Restate the full listing word for word and leave the pictures out.
■ ■ ■ ■
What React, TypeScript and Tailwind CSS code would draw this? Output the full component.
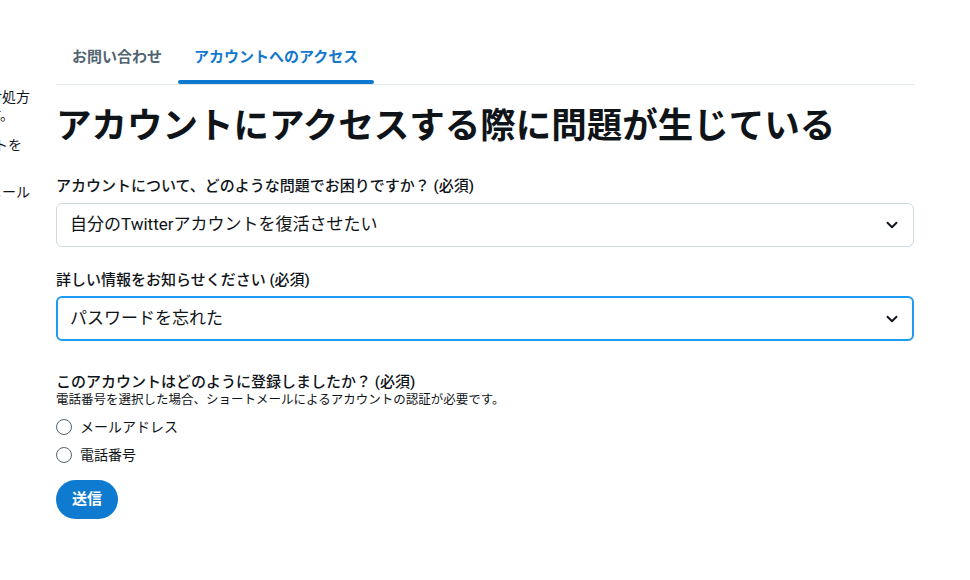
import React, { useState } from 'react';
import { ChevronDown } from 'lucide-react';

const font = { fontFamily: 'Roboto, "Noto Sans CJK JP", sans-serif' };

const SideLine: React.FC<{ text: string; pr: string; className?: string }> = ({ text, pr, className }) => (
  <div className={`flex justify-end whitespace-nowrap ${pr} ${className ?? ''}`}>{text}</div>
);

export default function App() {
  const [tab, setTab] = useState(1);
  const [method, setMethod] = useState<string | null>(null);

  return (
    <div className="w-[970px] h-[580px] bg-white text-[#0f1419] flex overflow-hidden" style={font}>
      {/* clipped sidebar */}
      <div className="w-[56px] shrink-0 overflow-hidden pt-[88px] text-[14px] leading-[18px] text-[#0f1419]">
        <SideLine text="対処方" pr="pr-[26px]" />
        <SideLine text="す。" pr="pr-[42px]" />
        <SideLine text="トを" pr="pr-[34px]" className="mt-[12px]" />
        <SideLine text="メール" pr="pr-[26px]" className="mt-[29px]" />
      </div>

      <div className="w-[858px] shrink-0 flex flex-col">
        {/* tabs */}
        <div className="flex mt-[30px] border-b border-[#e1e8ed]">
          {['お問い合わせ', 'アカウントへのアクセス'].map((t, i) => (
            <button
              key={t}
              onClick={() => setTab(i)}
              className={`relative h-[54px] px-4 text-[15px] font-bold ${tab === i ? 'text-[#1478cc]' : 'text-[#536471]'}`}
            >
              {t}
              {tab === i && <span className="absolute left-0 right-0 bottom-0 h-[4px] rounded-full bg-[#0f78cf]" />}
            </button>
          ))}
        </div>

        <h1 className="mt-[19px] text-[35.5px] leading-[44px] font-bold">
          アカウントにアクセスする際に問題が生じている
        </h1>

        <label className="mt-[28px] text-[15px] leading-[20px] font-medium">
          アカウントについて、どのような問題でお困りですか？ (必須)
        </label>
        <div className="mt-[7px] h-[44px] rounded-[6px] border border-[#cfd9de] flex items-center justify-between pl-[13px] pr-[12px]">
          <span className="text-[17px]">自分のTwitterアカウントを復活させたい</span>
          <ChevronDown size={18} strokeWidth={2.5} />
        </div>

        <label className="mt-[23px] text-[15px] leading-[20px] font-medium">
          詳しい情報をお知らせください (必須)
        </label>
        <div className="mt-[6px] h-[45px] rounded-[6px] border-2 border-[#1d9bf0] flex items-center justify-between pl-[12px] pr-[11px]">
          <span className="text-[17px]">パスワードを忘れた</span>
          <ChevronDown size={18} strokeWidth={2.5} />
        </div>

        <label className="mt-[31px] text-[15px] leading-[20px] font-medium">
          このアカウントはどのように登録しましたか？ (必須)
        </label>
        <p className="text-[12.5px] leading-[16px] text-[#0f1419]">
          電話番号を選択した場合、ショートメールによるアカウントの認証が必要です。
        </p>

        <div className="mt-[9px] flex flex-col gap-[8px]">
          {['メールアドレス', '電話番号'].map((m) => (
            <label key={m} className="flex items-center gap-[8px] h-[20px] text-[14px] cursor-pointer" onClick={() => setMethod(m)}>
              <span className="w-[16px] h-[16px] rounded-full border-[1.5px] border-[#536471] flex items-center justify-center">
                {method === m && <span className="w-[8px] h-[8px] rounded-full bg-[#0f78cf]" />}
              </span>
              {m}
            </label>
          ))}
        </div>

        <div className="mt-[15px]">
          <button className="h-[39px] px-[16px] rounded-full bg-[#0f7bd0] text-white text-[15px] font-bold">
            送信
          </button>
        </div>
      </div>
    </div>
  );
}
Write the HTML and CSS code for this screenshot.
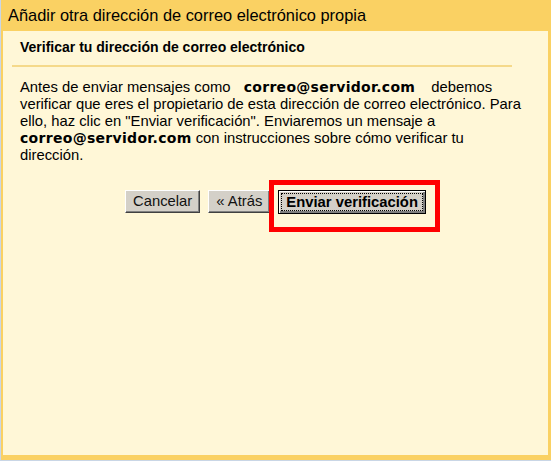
■ ■ ■ ■
SOLUTION:
What React, TypeScript and Tailwind CSS code would draw this? Output the full component.
import React, { useState } from 'react';
import { ChevronDown } from 'lucide-react';

const font = { fontFamily: 'Roboto, "Noto Sans CJK JP", sans-serif' };

const SideLine: React.FC<{ text: string; pr: string; className?: string }> = ({ text, pr, className }) => (
  <div className={`flex justify-end whitespace-nowrap ${pr} ${className ?? ''}`}>{text}</div>
);

export default function App() {
  const [tab, setTab] = useState(1);
  const [method, setMethod] = useState<string | null>(null);

  return (
    <div className="w-[970px] h-[580px] bg-white text-[#0f1419] flex overflow-hidden" style={font}>
      {/* clipped sidebar */}
      <div className="w-[56px] shrink-0 overflow-hidden pt-[88px] text-[14px] leading-[18px] text-[#0f1419]">
        <SideLine text="対処方" pr="pr-[26px]" />
        <SideLine text="す。" pr="pr-[42px]" />
        <SideLine text="トを" pr="pr-[34px]" className="mt-[12px]" />
        <SideLine text="メール" pr="pr-[26px]" className="mt-[29px]" />
      </div>

      <div className="w-[858px] shrink-0 flex flex-col">
        {/* tabs */}
        <div className="flex mt-[30px] border-b border-[#e1e8ed]">
          {['お問い合わせ', 'アカウントへのアクセス'].map((t, i) => (
            <button
              key={t}
              onClick={() => setTab(i)}
              className={`relative h-[54px] px-4 text-[15px] font-bold ${tab === i ? 'text-[#1478cc]' : 'text-[#536471]'}`}
            >
              {t}
              {tab === i && <span className="absolute left-0 right-0 bottom-0 h-[4px] rounded-full bg-[#0f78cf]" />}
            </button>
          ))}
        </div>

        <h1 className="mt-[19px] text-[35.5px] leading-[44px] font-bold">
          アカウントにアクセスする際に問題が生じている
        </h1>

        <label className="mt-[28px] text-[15px] leading-[20px] font-medium">
          アカウントについて、どのような問題でお困りですか？ (必須)
        </label>
        <div className="mt-[7px] h-[44px] rounded-[6px] border border-[#cfd9de] flex items-center justify-between pl-[13px] pr-[12px]">
          <span className="text-[17px]">自分のTwitterアカウントを復活させたい</span>
          <ChevronDown size={18} strokeWidth={2.5} />
        </div>

        <label className="mt-[23px] text-[15px] leading-[20px] font-medium">
          詳しい情報をお知らせください (必須)
        </label>
        <div className="mt-[6px] h-[45px] rounded-[6px] border-2 border-[#1d9bf0] flex items-center justify-between pl-[12px] pr-[11px]">
          <span className="text-[17px]">パスワードを忘れた</span>
          <ChevronDown size={18} strokeWidth={2.5} />
        </div>

        <label className="mt-[31px] text-[15px] leading-[20px] font-medium">
          このアカウントはどのように登録しましたか？ (必須)
        </label>
        <p className="text-[12.5px] leading-[16px] text-[#0f1419]">
          電話番号を選択した場合、ショートメールによるアカウントの認証が必要です。
        </p>

        <div className="mt-[9px] flex flex-col gap-[8px]">
          {['メールアドレス', '電話番号'].map((m) => (
            <label key={m} className="flex items-center gap-[8px] h-[20px] text-[14px] cursor-pointer" onClick={() => setMethod(m)}>
              <span className="w-[16px] h-[16px] rounded-full border-[1.5px] border-[#536471] flex items-center justify-center">
                {method === m && <span className="w-[8px] h-[8px] rounded-full bg-[#0f78cf]" />}
              </span>
              {m}
            </label>
          ))}
        </div>

        <div className="mt-[15px]">
          <button className="h-[39px] px-[16px] rounded-full bg-[#0f7bd0] text-white text-[15px] font-bold">
            送信
          </button>
        </div>
      </div>
    </div>
  );
}
Write the HTML and CSS code for this screenshot.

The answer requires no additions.